- [EXERCISE BRIEF] Omit any picture, and return the remaining data exactly as written.

-- Start DATASET CONTENT --

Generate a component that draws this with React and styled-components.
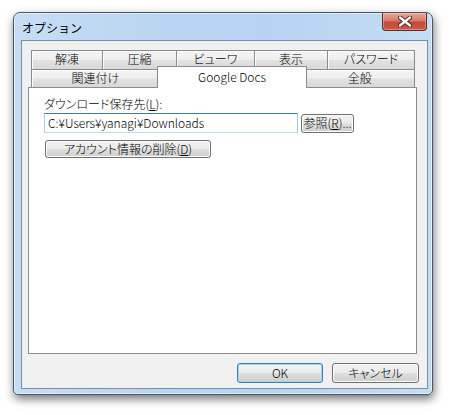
import React from "react";
import styled, { createGlobalStyle } from "styled-components";

const JP = `"Noto Sans CJK JP", sans-serif`;

const GlobalStyle = createGlobalStyle`
  html, body {
    margin: 0;
    background: #ffffff;
    font-family: ${JP};
    font-size: 12px;
  }
`;

const Page = styled.div`
  padding: 12px 0 0 13px;
  height: 415px;
  box-sizing: border-box;
`;

// aero glass frame
const Window = styled.div`
  width: 420px;
  height: 383px;
  box-sizing: border-box;
  border: 1px solid #44566a;
  border-radius: 7px 7px 5px 5px;
  background: linear-gradient(90deg, #c6ddf4 0%, #bad5f1 35%, #b7d3f1 60%, #c4dcf4 100%);
  box-shadow: 1px 4px 10px rgba(0, 0, 0, 0.55), inset 0 0 0 1px rgba(255, 255, 255, 0.55);
  display: flex;
  flex-direction: column;
  padding: 0 4px 5px 7px;
`;

const TitleBar = styled.div`
  height: 27px;
  display: flex;
  justify-content: space-between;
  align-items: flex-start;
`;

const Title = styled.div`
  font-size: 12px;
  line-height: 14px;
  padding: 8px 0 0 1px;
  color: #000;
`;

const CloseButton = styled.div`
  width: 45px;
  height: 18px;
  margin-right: 1px;
  box-sizing: border-box;
  border: 1px solid #5a2a24;
  border-top: none;
  border-radius: 0 0 4px 4px;
  background: linear-gradient(#e9a99a 0%, #d97a68 45%, #c24a38 55%, #c9594a 100%);
  box-shadow: inset 0 0 0 1px rgba(255, 200, 190, 0.45);
  display: flex;
  align-items: center;
  justify-content: center;
`;

// dialog body: light weight, proportional kana
const Client = styled.div`
  flex: 1;
  border: 1px solid #7c8ea2;
  background: #f0f0f0;
  display: flex;
  flex-direction: column;
  padding: 9px 0 0 6px;
  font-weight: 300;
  font-feature-settings: "palt";
  color: #000;
`;

const Tabs = styled.div`
  width: 384px;
  margin-left: 3px;
  display: flex;
  flex-direction: column;
`;

const TabRow = styled.div`
  display: flex;
  margin-top: ${(p) => (p.$first ? 0 : -1)}px;
`;

const Tab = styled.div`
  width: ${(p) => p.$w}px;
  height: ${(p) => (p.$first ? 20 : 19)}px;
  box-sizing: border-box;
  border: 1px solid #898c95;
  margin-left: ${(p) => (p.$lead ? 0 : -1)}px;
  background: linear-gradient(#f4f4f4 0%, #eeeeee 48%, #e2e2e2 52%, #d8d8d8 100%);
  box-shadow: inset 1px 1px 0 #fcfcfc;
  line-height: 16px;
  text-align: center;
`;

const ActiveTab = styled.div`
  position: relative;
  z-index: 2;
  width: 151px;
  height: 22px;
  margin: -3px -2px -2px -3px;
  box-sizing: border-box;
  border: 1px solid #898c95;
  border-bottom: none;
  background: #ffffff;
  line-height: 14px;
  padding-top: 3px;
  text-align: center;
`;

const Panel = styled.div`
  width: 389px;
  height: 267px;
  box-sizing: border-box;
  margin-top: -1px;
  border: 1px solid #898c95;
  background: #ffffff;
  padding: 9px 0 0 15px;
  display: flex;
  flex-direction: column;
`;

const Label = styled.div`
  line-height: 14px;
`;

const Key = styled.span`
  text-decoration: underline;
  text-underline-offset: 1px;
`;

const PathRow = styled.div`
  display: flex;
  align-items: flex-start;
  gap: 3px;
  margin-top: 2px;
`;

const TextBox = styled.div`
  width: 254px;
  height: 20px;
  box-sizing: border-box;
  border: 1px solid #b7d9ed;
  border-top-color: #3d7bad;
  border-left-color: #a4c9e3;
  border-right-color: #a4c9e3;
  padding: 2px 0 0 3px;
  line-height: 14px;
`;

const Button = styled.div`
  width: ${(p) => p.$w}px;
  height: ${(p) => p.$h || 19}px;
  margin-top: ${(p) => p.$top || 0}px;
  margin-left: ${(p) => p.$left || 0}px;
  box-sizing: border-box;
  border: 1px solid ${(p) => (p.$default ? "#3c7fb1" : "#707070")};
  border-radius: 3px;
  background: linear-gradient(#f2f2f2 0%, #ebebeb 48%, #dddddd 52%, #cfcfcf 100%);
  box-shadow: inset 0 0 0 1px ${(p) => (p.$default ? "#9fd5f3" : "#fbfbfb")};
  line-height: ${(p) => (p.$h || 19) - 3}px;
  text-align: center;
  white-space: nowrap;
`;

const Footer = styled.div`
  display: flex;
  justify-content: flex-end;
  gap: 9px;
  margin-top: 9px;
  padding-right: 8px;
`;

function CloseGlyph() {
  return (
    <svg width="14" height="11" viewBox="0 0 14 11">
      <path
        d="M2 1.5 L12 9.5 M12 1.5 L2 9.5"
        stroke="#4a1f1a"
        strokeWidth="4.2"
        strokeLinecap="round"
        fill="none"
      />
      <path
        d="M2 1.5 L12 9.5 M12 1.5 L2 9.5"
        stroke="#ffffff"
        strokeWidth="2.4"
        strokeLinecap="round"
        fill="none"
      />
    </svg>
  );
}

const topTabs = [
  { label: "解凍", w: 72 },
  { label: "圧縮", w: 75 },
  { label: "ビューワ", w: 79 },
  { label: "表示", w: 74 },
  { label: "パスワード", w: 88 },
];

export default function App() {
  return (
    <>
      <GlobalStyle />
      <Page>
        <Window>
          <TitleBar>
            <Title>オプション</Title>
            <CloseButton>
              <CloseGlyph />
            </CloseButton>
          </TitleBar>
          <Client>
            <Tabs>
              <TabRow $first>
                {topTabs.map((t, i) => (
                  <Tab key={t.label} $w={t.w} $lead={i === 0} $first>
                    {t.label}
                  </Tab>
                ))}
              </TabRow>
              <TabRow>
                <Tab $w={129} $lead>
                  関連付け
                </Tab>
                <ActiveTab>Google Docs</ActiveTab>
                <Tab $w={111}>全般</Tab>
              </TabRow>
            </Tabs>
            <Panel>
              <Label>
                ダウンロード保存先(<Key>L</Key>):
              </Label>
              <PathRow>
                <TextBox>C:¥Users¥yanagi¥Downloads</TextBox>
                <Button $w={53} $h={19} $top={1}>
                  参照(<Key>R</Key>)...
                </Button>
              </PathRow>
              <Button $w={166} $h={18} $top={7} $left={1}>
                アカウント情報の削除(<Key>D</Key>)
              </Button>
            </Panel>
            <Footer>
              <Button $w={86} $h={20} $default>
                OK
              </Button>
              <Button $w={87} $h={20}>
                キャンセル
              </Button>
            </Footer>
          </Client>
        </Window>
      </Page>
    </>
  );
}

-- End DATASET CONTENT --

- [OUTPUT OF THE TASK]
Generate a component that draws this with React and styled-components.
import React from "react";
import styled, { createGlobalStyle } from "styled-components";

const JP = `"Noto Sans CJK JP", sans-serif`;

const GlobalStyle = createGlobalStyle`
  html, body {
    margin: 0;
    background: #ffffff;
    font-family: ${JP};
    font-size: 12px;
  }
`;

const Page = styled.div`
  padding: 12px 0 0 13px;
  height: 415px;
  box-sizing: border-box;
`;

// aero glass frame
const Window = styled.div`
  width: 420px;
  height: 383px;
  box-sizing: border-box;
  border: 1px solid #44566a;
  border-radius: 7px 7px 5px 5px;
  background: linear-gradient(90deg, #c6ddf4 0%, #bad5f1 35%, #b7d3f1 60%, #c4dcf4 100%);
  box-shadow: 1px 4px 10px rgba(0, 0, 0, 0.55), inset 0 0 0 1px rgba(255, 255, 255, 0.55);
  display: flex;
  flex-direction: column;
  padding: 0 4px 5px 7px;
`;

const TitleBar = styled.div`
  height: 27px;
  display: flex;
  justify-content: space-between;
  align-items: flex-start;
`;

const Title = styled.div`
  font-size: 12px;
  line-height: 14px;
  padding: 8px 0 0 1px;
  color: #000;
`;

const CloseButton = styled.div`
  width: 45px;
  height: 18px;
  margin-right: 1px;
  box-sizing: border-box;
  border: 1px solid #5a2a24;
  border-top: none;
  border-radius: 0 0 4px 4px;
  background: linear-gradient(#e9a99a 0%, #d97a68 45%, #c24a38 55%, #c9594a 100%);
  box-shadow: inset 0 0 0 1px rgba(255, 200, 190, 0.45);
  display: flex;
  align-items: center;
  justify-content: center;
`;

// dialog body: light weight, proportional kana
const Client = styled.div`
  flex: 1;
  border: 1px solid #7c8ea2;
  background: #f0f0f0;
  display: flex;
  flex-direction: column;
  padding: 9px 0 0 6px;
  font-weight: 300;
  font-feature-settings: "palt";
  color: #000;
`;

const Tabs = styled.div`
  width: 384px;
  margin-left: 3px;
  display: flex;
  flex-direction: column;
`;

const TabRow = styled.div`
  display: flex;
  margin-top: ${(p) => (p.$first ? 0 : -1)}px;
`;

const Tab = styled.div`
  width: ${(p) => p.$w}px;
  height: ${(p) => (p.$first ? 20 : 19)}px;
  box-sizing: border-box;
  border: 1px solid #898c95;
  margin-left: ${(p) => (p.$lead ? 0 : -1)}px;
  background: linear-gradient(#f4f4f4 0%, #eeeeee 48%, #e2e2e2 52%, #d8d8d8 100%);
  box-shadow: inset 1px 1px 0 #fcfcfc;
  line-height: 16px;
  text-align: center;
`;

const ActiveTab = styled.div`
  position: relative;
  z-index: 2;
  width: 151px;
  height: 22px;
  margin: -3px -2px -2px -3px;
  box-sizing: border-box;
  border: 1px solid #898c95;
  border-bottom: none;
  background: #ffffff;
  line-height: 14px;
  padding-top: 3px;
  text-align: center;
`;

const Panel = styled.div`
  width: 389px;
  height: 267px;
  box-sizing: border-box;
  margin-top: -1px;
  border: 1px solid #898c95;
  background: #ffffff;
  padding: 9px 0 0 15px;
  display: flex;
  flex-direction: column;
`;

const Label = styled.div`
  line-height: 14px;
`;

const Key = styled.span`
  text-decoration: underline;
  text-underline-offset: 1px;
`;

const PathRow = styled.div`
  display: flex;
  align-items: flex-start;
  gap: 3px;
  margin-top: 2px;
`;

const TextBox = styled.div`
  width: 254px;
  height: 20px;
  box-sizing: border-box;
  border: 1px solid #b7d9ed;
  border-top-color: #3d7bad;
  border-left-color: #a4c9e3;
  border-right-color: #a4c9e3;
  padding: 2px 0 0 3px;
  line-height: 14px;
`;

const Button = styled.div`
  width: ${(p) => p.$w}px;
  height: ${(p) => p.$h || 19}px;
  margin-top: ${(p) => p.$top || 0}px;
  margin-left: ${(p) => p.$left || 0}px;
  box-sizing: border-box;
  border: 1px solid ${(p) => (p.$default ? "#3c7fb1" : "#707070")};
  border-radius: 3px;
  background: linear-gradient(#f2f2f2 0%, #ebebeb 48%, #dddddd 52%, #cfcfcf 100%);
  box-shadow: inset 0 0 0 1px ${(p) => (p.$default ? "#9fd5f3" : "#fbfbfb")};
  line-height: ${(p) => (p.$h || 19) - 3}px;
  text-align: center;
  white-space: nowrap;
`;

const Footer = styled.div`
  display: flex;
  justify-content: flex-end;
  gap: 9px;
  margin-top: 9px;
  padding-right: 8px;
`;

function CloseGlyph() {
  return (
    <svg width="14" height="11" viewBox="0 0 14 11">
      <path
        d="M2 1.5 L12 9.5 M12 1.5 L2 9.5"
        stroke="#4a1f1a"
        strokeWidth="4.2"
        strokeLinecap="round"
        fill="none"
      />
      <path
        d="M2 1.5 L12 9.5 M12 1.5 L2 9.5"
        stroke="#ffffff"
        strokeWidth="2.4"
        strokeLinecap="round"
        fill="none"
      />
    </svg>
  );
}

const topTabs = [
  { label: "解凍", w: 72 },
  { label: "圧縮", w: 75 },
  { label: "ビューワ", w: 79 },
  { label: "表示", w: 74 },
  { label: "パスワード", w: 88 },
];

export default function App() {
  return (
    <>
      <GlobalStyle />
      <Page>
        <Window>
          <TitleBar>
            <Title>オプション</Title>
            <CloseButton>
              <CloseGlyph />
            </CloseButton>
          </TitleBar>
          <Client>
            <Tabs>
              <TabRow $first>
                {topTabs.map((t, i) => (
                  <Tab key={t.label} $w={t.w} $lead={i === 0} $first>
                    {t.label}
                  </Tab>
                ))}
              </TabRow>
              <TabRow>
                <Tab $w={129} $lead>
                  関連付け
                </Tab>
                <ActiveTab>Google Docs</ActiveTab>
                <Tab $w={111}>全般</Tab>
              </TabRow>
            </Tabs>
            <Panel>
              <Label>
                ダウンロード保存先(<Key>L</Key>):
              </Label>
              <PathRow>
                <TextBox>C:¥Users¥yanagi¥Downloads</TextBox>
                <Button $w={53} $h={19} $top={1}>
                  参照(<Key>R</Key>)...
                </Button>
              </PathRow>
              <Button $w={166} $h={18} $top={7} $left={1}>
                アカウント情報の削除(<Key>D</Key>)
              </Button>
            </Panel>
            <Footer>
              <Button $w={86} $h={20} $default>
                OK
              </Button>
              <Button $w={87} $h={20}>
                キャンセル
              </Button>
            </Footer>
          </Client>
        </Window>
      </Page>
    </>
  );
}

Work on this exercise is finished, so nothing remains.